In develop build we get

Avg. FPS: 2743.96
1% low: 1985.52
0.1% low: 1391.16

which is truly rather disappointing for such a simple scene. FPS means frames per second and in general, a steady 60 FPS is targeted for a good experience. It is a good metric for showing how smooth the overall gameplay is, but alone it fails at describing an effect called micro stuttering, during which for just a few frames the FPS drastically drops, leading to perceivable stutter. To be able to measure this the 1% and 0.1% low average FPS counts are introduced as well. They simply answer the question: “What would be our average FPS count if we only took the slowest 1% or 0.1% of the frametimes?” If these values remain close to the average FPS count, we know that the game will be stutter free. To learn more about the topic see Inside the second: FPS & a new look at game benchmarking and What Are 1% & 0.1% Lows?. (Recently there are discussions about FPS Benchmarks Are Flawed: Introducing Animation Error | Engineering Discussion, but I don’t intend to get into that at this time.)

In release build:

Avg. FPS: 11373.37
1% low: 8939.11
0.1% low: 8312.07

The release build looks a lot better. Ten thousand FPS is acceptable, but I have a sneaking suspicion that it should go still a bit faster. Maybe with Vulkan it could, non the less, based on the data 99.9 % of the frametimes are faster than 120'307 ns, ~ 120 μs or 0.120 ms. For reference if we were targeting a 60 FPS, our budget for a frametime would be ~16.5 ms. It will be interesting to see how much certain features will cost in the future.

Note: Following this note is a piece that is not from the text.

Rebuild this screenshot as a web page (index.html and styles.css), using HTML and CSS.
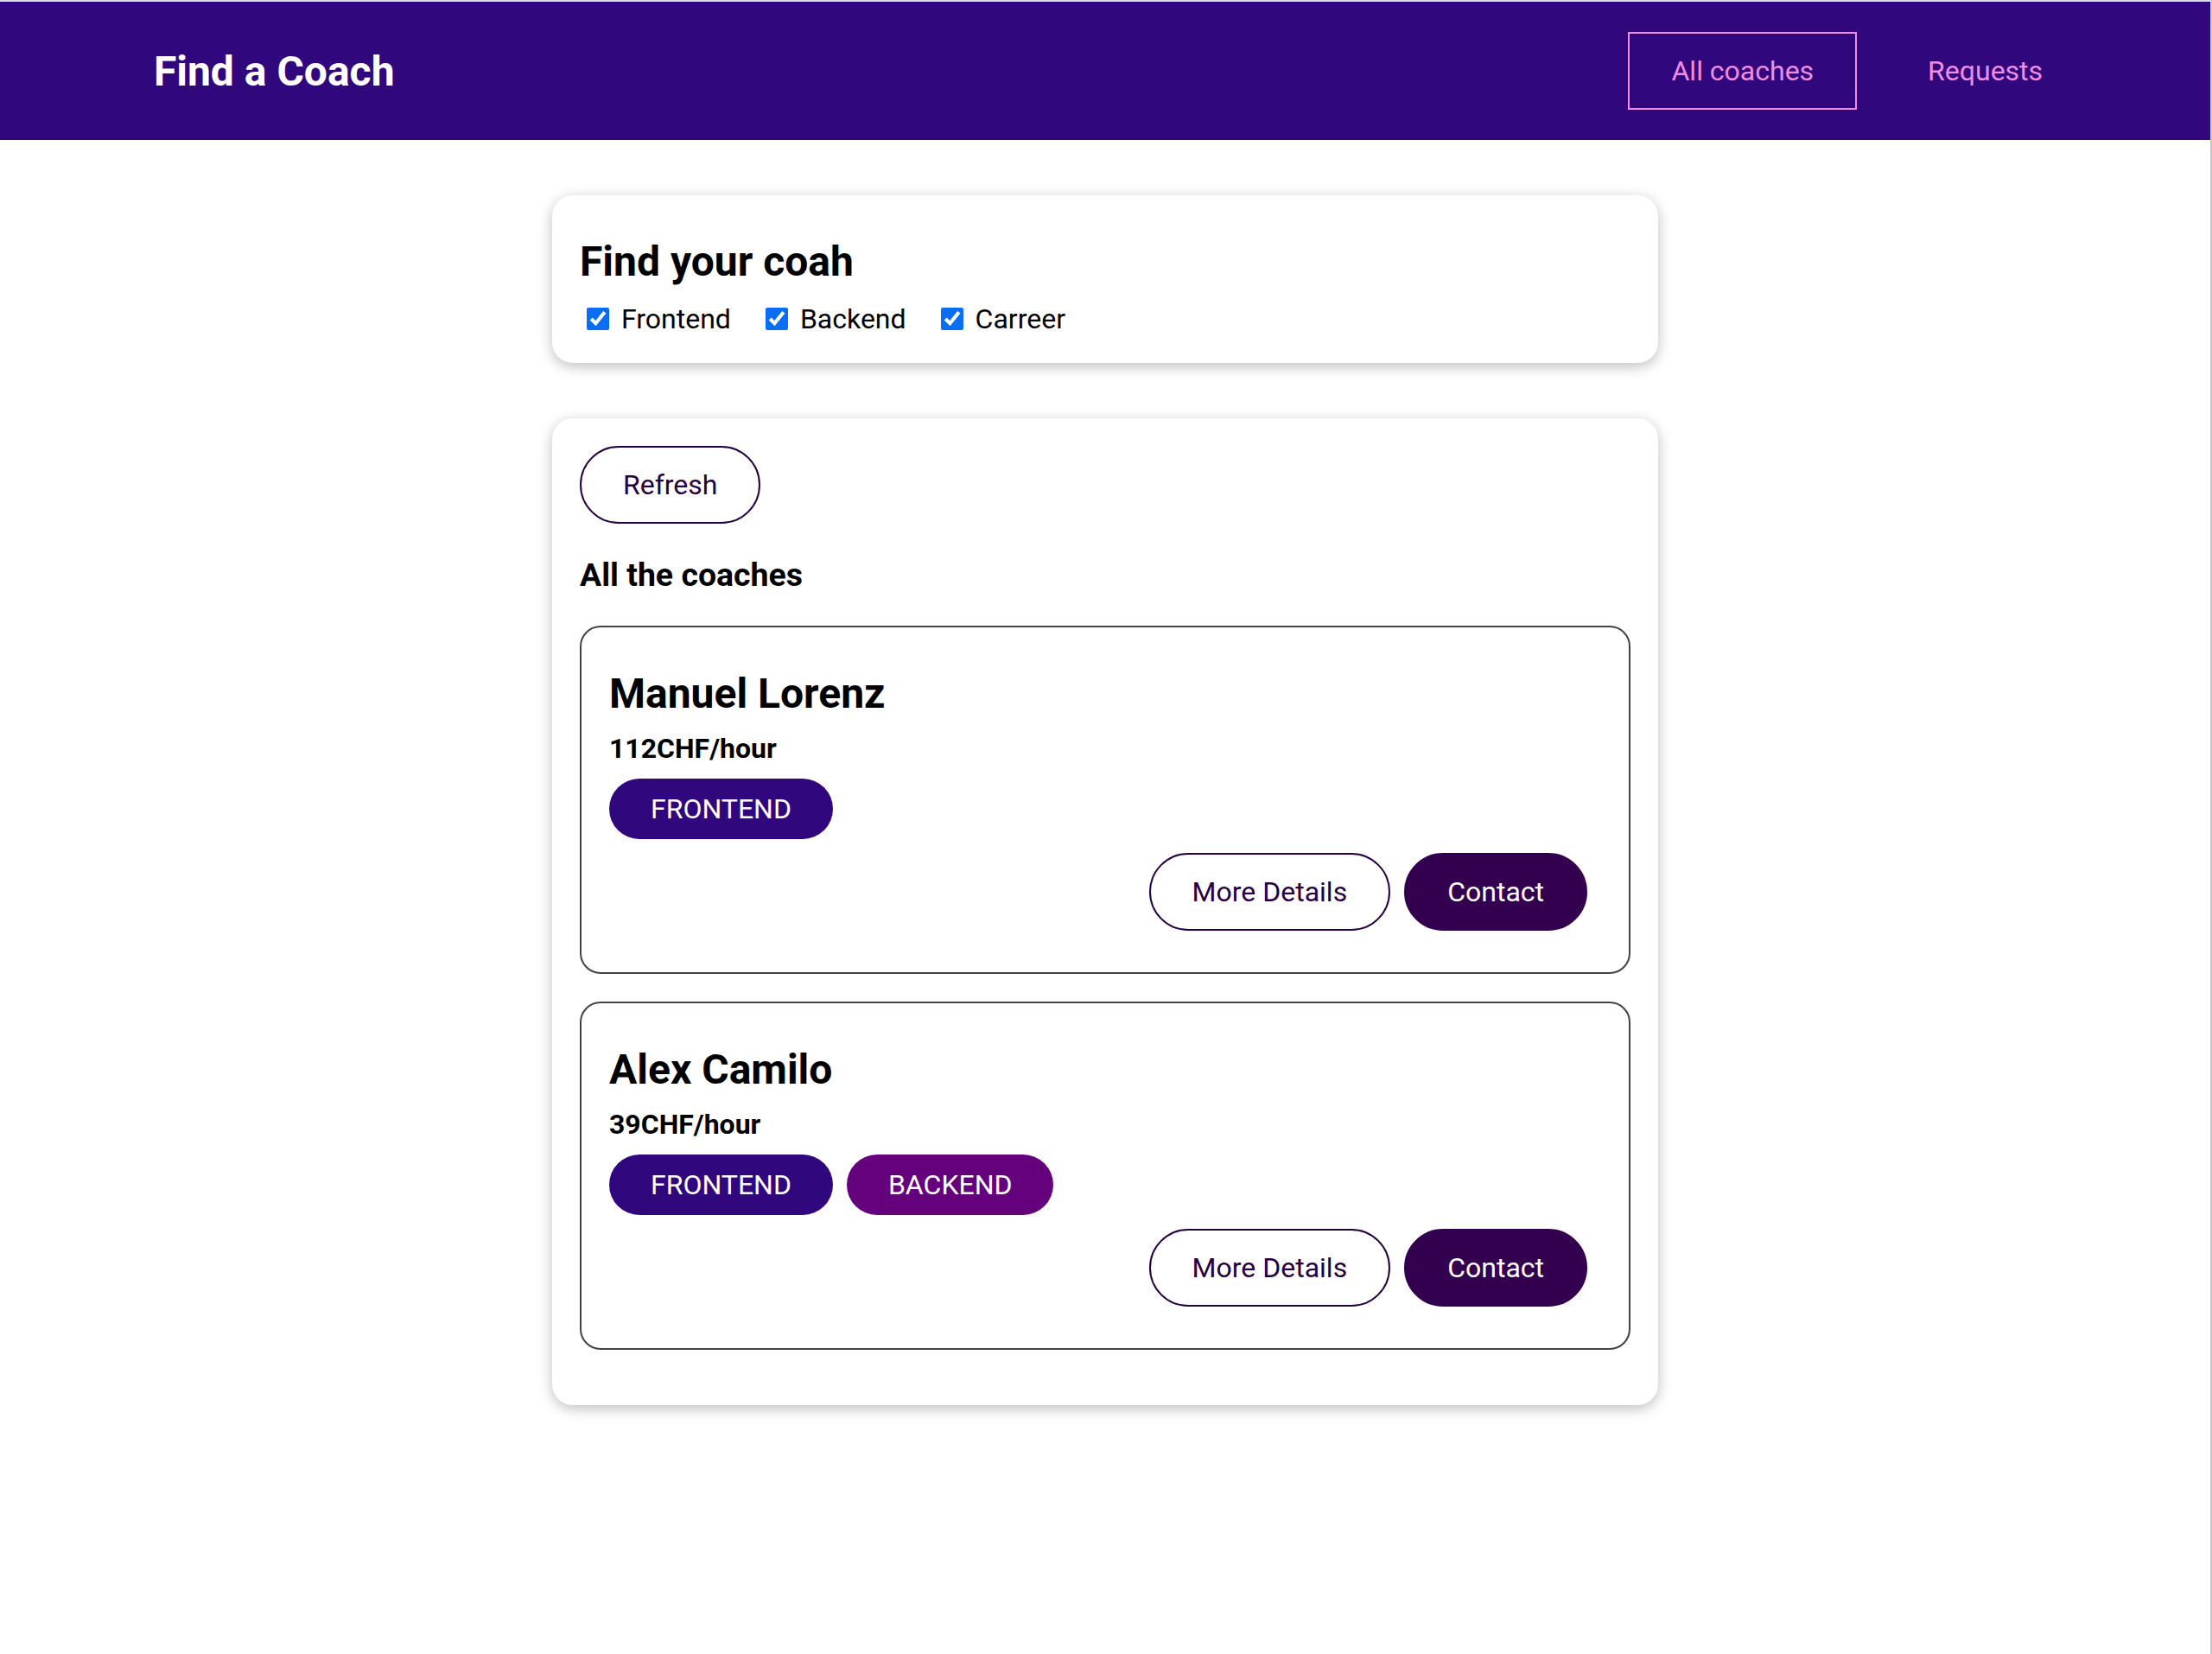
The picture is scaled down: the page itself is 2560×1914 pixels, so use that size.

You may be wondering: “If we have so much FPS why is the demonstration video so choppy?” Well, in truth, not entirely sure yet. I think it has to do with the movements. Just panning is very smooth, similarly with rotation, but if you combine the two it can get choppy. Based on the snippets I have read here an there it is likely, because I don’t use any type of interpolation between the movements. So the sharp change in a direction and/or rotation will appear unnaturally fast.